The so-called "Men of Honor" in Sicily have discovered what Salvatore "Charlie Lucky" Luciano and the other old time crime bosses warned against. The Sicilian criminals, having boldly murdered crusading prosecutors and priests, lost most of their public acceptance and now face the wrath of the Italian National police and the Pope.

And not one of the many mob guys who have become cooperating government witnesses over the years have provided any serious evidence of organized crime involvement in the assassination.
Like many of the military, intelligence and security people I knew when I served in the Navy and later as a Defense Department civilian, I used to believe that Castro killed Kennedy.

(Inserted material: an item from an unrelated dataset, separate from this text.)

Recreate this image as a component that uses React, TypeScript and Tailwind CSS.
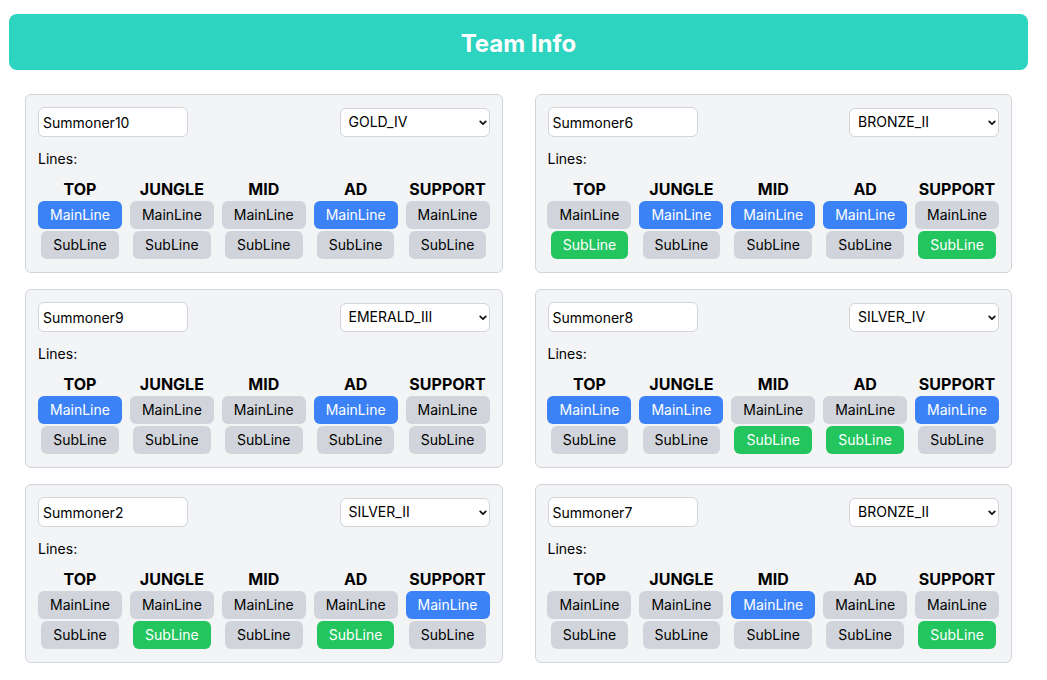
import { useState } from "react";

type Line = "TOP" | "JUNGLE" | "MID" | "AD" | "SUPPORT";

type Summoner = {
  name: string;
  tier: string;
  main: Line[];
  sub: Line[];
};

const LINES: Line[] = ["TOP", "JUNGLE", "MID", "AD", "SUPPORT"];

const TIERS = [
  "IRON_IV", "IRON_III", "IRON_II", "IRON_I",
  "BRONZE_IV", "BRONZE_III", "BRONZE_II", "BRONZE_I",
  "SILVER_IV", "SILVER_III", "SILVER_II", "SILVER_I",
  "GOLD_IV", "GOLD_III", "GOLD_II", "GOLD_I",
  "PLATINUM_IV", "PLATINUM_III", "PLATINUM_II", "PLATINUM_I",
  "EMERALD_IV", "EMERALD_III", "EMERALD_II", "EMERALD_I",
  "DIAMOND_IV", "DIAMOND_III", "DIAMOND_II", "DIAMOND_I",
];

const initialTeam: Summoner[] = [
  { name: "Summoner10", tier: "GOLD_IV", main: ["TOP", "AD"], sub: [] },
  { name: "Summoner6", tier: "BRONZE_II", main: ["JUNGLE", "MID", "AD"], sub: ["TOP", "SUPPORT"] },
  { name: "Summoner9", tier: "EMERALD_III", main: ["TOP", "AD"], sub: [] },
  { name: "Summoner8", tier: "SILVER_IV", main: ["TOP", "JUNGLE", "SUPPORT"], sub: ["MID", "AD"] },
  { name: "Summoner2", tier: "SILVER_II", main: ["SUPPORT"], sub: ["JUNGLE", "AD"] },
  { name: "Summoner7", tier: "BRONZE_II", main: ["MID"], sub: ["SUPPORT"] },
];

function SummonerCard({
  summoner,
  onChange,
}: {
  summoner: Summoner;
  onChange: (s: Summoner) => void;
}) {
  const toggle = (kind: "main" | "sub", line: Line) => {
    const list = summoner[kind];
    const next = list.includes(line) ? list.filter(l => l !== line) : [...list, line];
    onChange({ ...summoner, [kind]: next });
  };

  return (
    <div className="bg-[#f3f4f6] border border-[#d1d5db] rounded-md px-3 pt-3 pb-[13px]">
      <div className="flex items-center justify-between mb-3">
        <input
          value={summoner.name}
          onChange={e => onChange({ ...summoner, name: e.target.value })}
          className="w-[150px] h-[30px] bg-white border border-[#d1d5db] rounded-md px-1 text-sm text-black outline-none"
        />
        <div className="relative">
          <select
            value={summoner.tier}
            onChange={e => onChange({ ...summoner, tier: e.target.value })}
            className="appearance-none w-[150px] h-[29px] bg-white border border-[#d1d5db] rounded-md pl-2 pr-6 text-sm text-black outline-none"
          >
            {TIERS.map(t => (
              <option key={t} value={t}>
                {t}
              </option>
            ))}
          </select>
          {/* chevron */}
          <svg
            className="absolute right-[3px] top-[12px] pointer-events-none"
            width="8"
            height="6"
            viewBox="0 0 8 6"
          >
            <path d="M1.2 1.3 L4 4.2 L6.8 1.3" fill="none" stroke="#111" strokeWidth="1.7" strokeLinecap="round" strokeLinejoin="round" />
          </svg>
        </div>
      </div>
      <div className="text-sm leading-5 text-black mb-2">Lines:</div>
      <div className="grid grid-cols-5 gap-x-2">
        {LINES.map(line => {
          const isMain = summoner.main.includes(line);
          const isSub = summoner.sub.includes(line);
          return (
            <div key={line} className="flex flex-col items-center">
              <div className="h-6 leading-6 font-bold text-base text-black">{line}</div>
              <button
                onClick={() => toggle("main", line)}
                className={`h-7 px-3 rounded-md text-sm ${isMain ? "bg-[#3b82f6] text-white" : "bg-[#d1d5db] text-black"}`}
              >
                MainLine
              </button>
              <button
                onClick={() => toggle("sub", line)}
                className={`mt-[2px] h-7 px-3 rounded-md text-sm ${isSub ? "bg-[#22c55e] text-white" : "bg-[#d1d5db] text-black"}`}
              >
                SubLine
              </button>
            </div>
          );
        })}
      </div>
    </div>
  );
}

export default function App() {
  const [team, setTeam] = useState<Summoner[]>(initialTeam);

  return (
    <div className="min-h-screen bg-white pt-[14px] pl-[9px] pr-[19px] font-['Inter',sans-serif]">
      <div className="h-14 bg-[#2dd4bf] rounded-lg flex items-center justify-center pt-[3px]">
        <h1 className="text-2xl font-bold text-white">Team Info</h1>
      </div>
      <div className="mt-6 px-4 grid grid-cols-2 gap-x-8 gap-y-4">
        {team.map((s, i) => (
          <SummonerCard
            key={i}
            summoner={s}
            onChange={next => setTeam(team.map((t, j) => (j === i ? next : t)))}
          />
        ))}
      </div>
    </div>
  );
}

President Johnson shared this belief.

Kennedy attempted to kill Castro with plots derived by "Operation Mongoose." Castro told reporters at the time that he was going to turn the tables on Kennedy. Oswald’s communist past and ties also point decidedly leftward.

And - although it is often glossed over - prior to the Kennedy assassination, Oswald attempted to assassinate General Edwin Walker (Ret), a controversial conservative figure in the early 1960s. Why would the mob, the CIA, the military and all of the usual suspects want Walker dead?  

Today I have doubts about any and all conspiracies, left or right. Gerald Posner’s Case Closed: Lee Harvey Oswald and the Assassination of JFK initially sparked my change of mind and heart. Posner answers a number of questions about the assassination, effectively disputes testimony of so called "witnesses" and proves that a number of coincidences were just that – coincidences.

Posner also points out that science has made great advancements since 1963 and by putting the old evidence through modern scientific tests, he dispels many of the conspiracy theories. Unfortunately, I don’t have the space to go into detail, so I suggest you read Posner’s book.

I now lean towards what I call the "Two Nuts" theory. Simply put, Oswald was a nut and the man who shot him, Jack Ruby, was also a nut. So unless further evidence concerning the Crime of the 20th Century is uncovered, for me, the case is closed.